Inventors listed on the patent are Xiaobo Wang, Lei Wu, Jing Cheng, Weiping Yang, and Junquan Xu.
According to its abstract, the patent protects a method for manipulating a moiety in a microfluidic application. The method comprises coupling a moiety (such as a cell, a cellular organelle, a virus, a molecule, or aggregate or complex thereof) to be manipulated onto the surface of a binding partner of said moiety to form a moiety-binding partner complex; and manipulating said complex with a physical force in a chip format. The manipulation is effected through a combination of a structure that is external to the chip and a structure that is built into the chip, the abstract states.
The University of California has been awarded US Patent No. 7,081,227, “Amphiphilic mediated sample preparation for micro-flow cytometry.”
Inventors listed on the patent are David Clague, Elizabeth Wheeler, and Abraham Lee.
According to its abstract, the patent protects a flow cytometer that includes a flow cell for detecting the sample, an oil phase in the flow cell, a water phase in the flow cell, an oil-water interface between the phases, a detector for detecting the sample at the oil-water interface, and a hydrophobic unit operatively connected to the sample. The sample and the hydrophobic unit are placed in an oil and water combination, and the sample is detected at the interface between the phases.

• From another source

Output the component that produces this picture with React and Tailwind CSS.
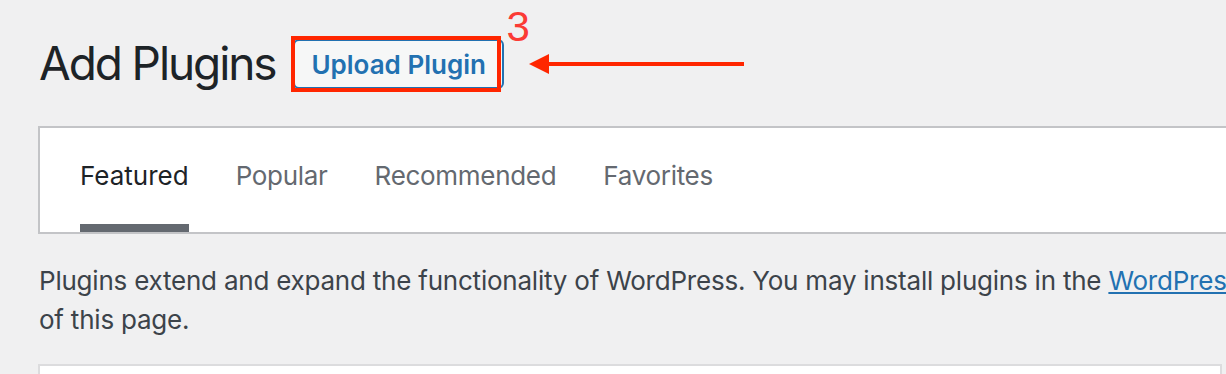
import React from "react";

export default function App() {
  const tabs = ["Featured", "Popular", "Recommended", "Favorites"];
  return (
    <div
      className="w-[1226px] h-[374px] overflow-hidden bg-[#f0f0f1] pl-[38px]"
      style={{ fontFamily: "Inter, 'Noto Sans', sans-serif" }}
    >
      <div className="flex items-start pt-[33px]">
        <h1 className="ml-[1px] text-[46px] leading-[60px] font-normal tracking-[-2.1px] text-[#1d2327] whitespace-nowrap">
          Add Plugins
        </h1>
        <div className="relative ml-[18px] mt-[6px]">
          <a className="flex h-[50px] items-center whitespace-nowrap rounded-[6px] border-2 border-[#2271b1] bg-[#f6f7f7] px-[16px] pt-[2px] text-[26px] leading-[46px] font-semibold text-[#2271b1]">
            Upload Plugin
          </a>
          <div className="absolute left-[-2px] top-[-3px] h-[56px] w-[210px] border-[4px] border-[#ff2600]" />
          <span
            className="absolute left-[213px] top-[-33px] text-[42px] leading-[42px] text-[#fb3b35]"
            style={{ fontFamily: "'Liberation Sans', Arial, sans-serif" }}
          >
            3
          </span>
          <svg
            className="absolute left-[235px] top-[13px]"
            width="218"
            height="24"
            viewBox="0 0 218 24"
          >
            <rect x="20" y="10" width="196" height="4" fill="#ff2600" />
            <polygon points="1,12 21,2 21,22" fill="#ff2600" />
          </svg>
        </div>
      </div>

      <div className="mt-[33px] w-[1260px] border-2 border-[#c3c4c7] bg-white">
        <ul className="flex gap-[47px] pl-[40px]">
          {tabs.map((t, i) => (
            <li key={t}>
              <a
                className={
                  "block pt-[30px] pb-[30px] text-[26px] leading-[36px] border-b-[8px] whitespace-nowrap " +
                  (i === 0
                    ? "tracking-[0px] border-[#646970] text-[#1d2327]"
                    : "tracking-[-0.3px] border-white text-[#646970]")
                }
              >
                {t}
              </a>
            </li>
          ))}
        </ul>
      </div>

      <p className="mt-[27px] ml-[1px] whitespace-nowrap text-[26px] leading-[39px] tracking-[-0.22px] text-[#3c434a]">
        Plugins extend and expand the functionality of WordPress. You may install plugins in the{" "}
        <a className="text-[#2271b1] underline">WordPress Plugin Directory</a> right from here, or
        upload a plugin in .zip format by clicking the button at the top
        <br />
        of this page.
      </p>

      <div className="mt-[25px] h-[60px] w-[1184px] border-2 border-[#dcdcde] bg-white" />
    </div>
  );
}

The University of California has also been awarded US Patent No. 7,081,343, “Methods for identifying modulators of NF-κB activity.”
Inventors listed on the patent are Lin-feng Chen, Wolfgang Fischle, Eric Verdin, and Warner Greene.
According to its abstract, the patent protects methods for identifying agents that modulate NF-κB activity through modulation of the acetylation and deacetylation of the RelA subunit of NF-κB.
Cadus Technologies has been awarded US Patent No. 7,081,360, “Expression of G protein-coupled receptors with altered ligand binding and/or coupling properties.”
Inventors listed on the patent are Anupama Nadkarni and Joshua Trueheart.
According to its abstract, the patent protects modified forms of G protein-coupled receptors which display altered ligand binding and/or coupling properties, as well as cells expressing such receptors and assays utilizing these cells for screening and identifying compounds that specifically modulate the activity of these modified GPCRs. Yeast or mammalian cells can be used to express such receptors, the abstract states. The subject assays enable rapid screening of large numbers of compounds to identify those which are receptor agonists or antagonists. The patent also protects compositions of matter, such as these novel receptors, novel recombinant yeast cells, and novel gene constructs. The instant assays provide a convenient format for discovering compounds that can be useful in modulating cellular function, as well as in understanding the pharmacology of compounds that specifically interact with these modified GPCRs, the abstract states.
GE Healthcare has been awarded US Patent No. 7,081,365, “Scintillation proximity test.”
Robert Jessop is the sole inventor listed on the patent.
According to its abstract, the patent protects scintillation proximity assays performed in multiwell plates where a charge coupled device is used to image the wells. Conventional phosphors emit blue light (350-450 nm) which is absorbed by yellow or brown assay components. This problem is addressed by the use of phosphors that emit radiation of longer wavelength (480-900 nm), the abstract states.